__GIVEN DATA__
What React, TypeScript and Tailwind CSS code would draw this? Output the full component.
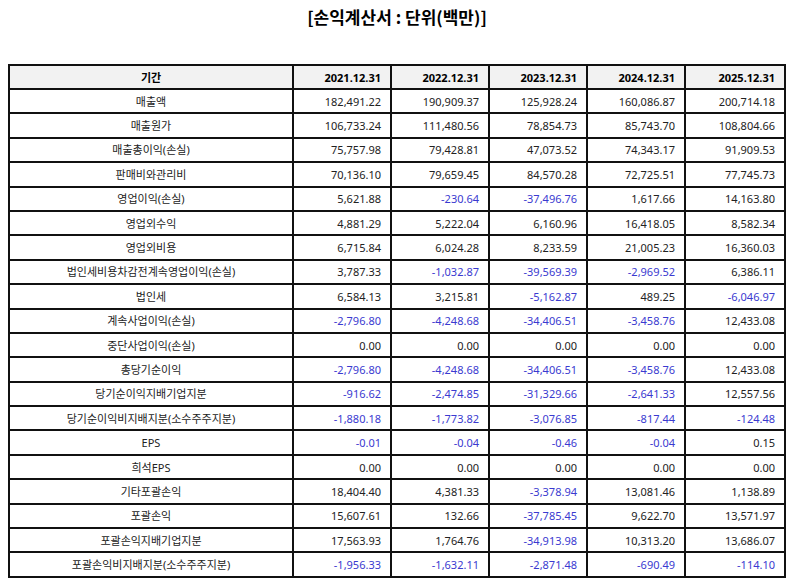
import React from "react";

const cols = ["2021.12.31", "2022.12.31", "2023.12.31", "2024.12.31", "2025.12.31"];

const rows: [string, string[]][] = [
  ["매출액", ["182,491.22", "190,909.37", "125,928.24", "160,086.87", "200,714.18"]],
  ["매출원가", ["106,733.24", "111,480.56", "78,854.73", "85,743.70", "108,804.66"]],
  ["매출총이익(손실)", ["75,757.98", "79,428.81", "47,073.52", "74,343.17", "91,909.53"]],
  ["판매비와관리비", ["70,136.10", "79,659.45", "84,570.28", "72,725.51", "77,745.73"]],
  ["영업이익(손실)", ["5,621.88", "-230.64", "-37,496.76", "1,617.66", "14,163.80"]],
  ["영업외수익", ["4,881.29", "5,222.04", "6,160.96", "16,418.05", "8,582.34"]],
  ["영업외비용", ["6,715.84", "6,024.28", "8,233.59", "21,005.23", "16,360.03"]],
  ["법인세비용차감전계속영업이익(손실)", ["3,787.33", "-1,032.87", "-39,569.39", "-2,969.52", "6,386.11"]],
  ["법인세", ["6,584.13", "3,215.81", "-5,162.87", "489.25", "-6,046.97"]],
  ["계속사업이익(손실)", ["-2,796.80", "-4,248.68", "-34,406.51", "-3,458.76", "12,433.08"]],
  ["중단사업이익(손실)", ["0.00", "0.00", "0.00", "0.00", "0.00"]],
  ["총당기순이익", ["-2,796.80", "-4,248.68", "-34,406.51", "-3,458.76", "12,433.08"]],
  ["당기순이익지배기업지분", ["-916.62", "-2,474.85", "-31,329.66", "-2,641.33", "12,557.56"]],
  ["당기순이익비지배지분(소수주주지분)", ["-1,880.18", "-1,773.82", "-3,076.85", "-817.44", "-124.48"]],
  ["EPS", ["-0.01", "-0.04", "-0.46", "-0.04", "0.15"]],
  ["희석EPS", ["0.00", "0.00", "0.00", "0.00", "0.00"]],
  ["기타포괄손익", ["18,404.40", "4,381.33", "-3,378.94", "13,081.46", "1,138.89"]],
  ["포괄손익", ["15,607.61", "132.66", "-37,785.45", "9,622.70", "13,571.97"]],
  ["포괄손익지배기업지분", ["17,563.93", "1,764.76", "-34,913.98", "10,313.20", "13,686.07"]],
  ["포괄손익비지배지분(소수주주지분)", ["-1,956.33", "-1,632.11", "-2,871.48", "-690.49", "-114.10"]],
];

export default function App() {
  return (
    <div
      className="w-[794px] h-[586px] bg-white text-black flex flex-col items-center"
      style={{ fontFamily: '"Noto Sans", "Noto Sans CJK KR", sans-serif' }}
    >
      <div className="h-[36px] pt-[5px] text-[17px] font-bold leading-[24px]" style={{ fontFamily: '"Noto Sans CJK KR", sans-serif' }}>
        [손익계산서 : 단위(백만)]
      </div>
      <table className="mt-[28px] border-collapse table-fixed w-[776px] text-[11px] leading-none">
        <colgroup>
          <col className="w-[284px]" />
          <col className="w-[98px]" />
          <col className="w-[98px]" />
          <col className="w-[98px]" />
          <col className="w-[98px]" />
          <col className="w-[100px]" />
        </colgroup>
        <thead>
          <tr className="h-[24px] bg-[#f2f2f2]">
            <th className="border-2 border-[#111] font-bold text-center">기간</th>
            {cols.map((c) => (
              <th key={c} className="border-2 border-[#111] font-bold text-right pr-[9px]">
                {c}
              </th>
            ))}
          </tr>
        </thead>
        <tbody>
          {rows.map(([label, vals]) => (
            <tr key={label} className="h-[24.4px]">
              <td className="border-2 border-[#111] text-center text-[#222]">{label}</td>
              {vals.map((v, i) => (
                <td
                  key={i}
                  className={
                    v.startsWith("-")
                      ? "border-2 border-[#111] text-right pr-[9px] text-[#3a3ad0]"
                      : "border-2 border-[#111] text-right pr-[9px] text-[#222]"
                  }
                >
                  {v}
                </td>
              ))}
            </tr>
          ))}
        </tbody>
      </table>
    </div>
  );
}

__WHAT IS BEING ASKED__
Except for the pictures, give all the material above again verbatim.

__RESPONSE TO THIS TASK__
What React, TypeScript and Tailwind CSS code would draw this? Output the full component.
import React from "react";

const cols = ["2021.12.31", "2022.12.31", "2023.12.31", "2024.12.31", "2025.12.31"];

const rows: [string, string[]][] = [
  ["매출액", ["182,491.22", "190,909.37", "125,928.24", "160,086.87", "200,714.18"]],
  ["매출원가", ["106,733.24", "111,480.56", "78,854.73", "85,743.70", "108,804.66"]],
  ["매출총이익(손실)", ["75,757.98", "79,428.81", "47,073.52", "74,343.17", "91,909.53"]],
  ["판매비와관리비", ["70,136.10", "79,659.45", "84,570.28", "72,725.51", "77,745.73"]],
  ["영업이익(손실)", ["5,621.88", "-230.64", "-37,496.76", "1,617.66", "14,163.80"]],
  ["영업외수익", ["4,881.29", "5,222.04", "6,160.96", "16,418.05", "8,582.34"]],
  ["영업외비용", ["6,715.84", "6,024.28", "8,233.59", "21,005.23", "16,360.03"]],
  ["법인세비용차감전계속영업이익(손실)", ["3,787.33", "-1,032.87", "-39,569.39", "-2,969.52", "6,386.11"]],
  ["법인세", ["6,584.13", "3,215.81", "-5,162.87", "489.25", "-6,046.97"]],
  ["계속사업이익(손실)", ["-2,796.80", "-4,248.68", "-34,406.51", "-3,458.76", "12,433.08"]],
  ["중단사업이익(손실)", ["0.00", "0.00", "0.00", "0.00", "0.00"]],
  ["총당기순이익", ["-2,796.80", "-4,248.68", "-34,406.51", "-3,458.76", "12,433.08"]],
  ["당기순이익지배기업지분", ["-916.62", "-2,474.85", "-31,329.66", "-2,641.33", "12,557.56"]],
  ["당기순이익비지배지분(소수주주지분)", ["-1,880.18", "-1,773.82", "-3,076.85", "-817.44", "-124.48"]],
  ["EPS", ["-0.01", "-0.04", "-0.46", "-0.04", "0.15"]],
  ["희석EPS", ["0.00", "0.00", "0.00", "0.00", "0.00"]],
  ["기타포괄손익", ["18,404.40", "4,381.33", "-3,378.94", "13,081.46", "1,138.89"]],
  ["포괄손익", ["15,607.61", "132.66", "-37,785.45", "9,622.70", "13,571.97"]],
  ["포괄손익지배기업지분", ["17,563.93", "1,764.76", "-34,913.98", "10,313.20", "13,686.07"]],
  ["포괄손익비지배지분(소수주주지분)", ["-1,956.33", "-1,632.11", "-2,871.48", "-690.49", "-114.10"]],
];

export default function App() {
  return (
    <div
      className="w-[794px] h-[586px] bg-white text-black flex flex-col items-center"
      style={{ fontFamily: '"Noto Sans", "Noto Sans CJK KR", sans-serif' }}
    >
      <div className="h-[36px] pt-[5px] text-[17px] font-bold leading-[24px]" style={{ fontFamily: '"Noto Sans CJK KR", sans-serif' }}>
        [손익계산서 : 단위(백만)]
      </div>
      <table className="mt-[28px] border-collapse table-fixed w-[776px] text-[11px] leading-none">
        <colgroup>
          <col className="w-[284px]" />
          <col className="w-[98px]" />
          <col className="w-[98px]" />
          <col className="w-[98px]" />
          <col className="w-[98px]" />
          <col className="w-[100px]" />
        </colgroup>
        <thead>
          <tr className="h-[24px] bg-[#f2f2f2]">
            <th className="border-2 border-[#111] font-bold text-center">기간</th>
            {cols.map((c) => (
              <th key={c} className="border-2 border-[#111] font-bold text-right pr-[9px]">
                {c}
              </th>
            ))}
          </tr>
        </thead>
        <tbody>
          {rows.map(([label, vals]) => (
            <tr key={label} className="h-[24.4px]">
              <td className="border-2 border-[#111] text-center text-[#222]">{label}</td>
              {vals.map((v, i) => (
                <td
                  key={i}
                  className={
                    v.startsWith("-")
                      ? "border-2 border-[#111] text-right pr-[9px] text-[#3a3ad0]"
                      : "border-2 border-[#111] text-right pr-[9px] text-[#222]"
                  }
                >
                  {v}
                </td>
              ))}
            </tr>
          ))}
        </tbody>
      </table>
    </div>
  );
}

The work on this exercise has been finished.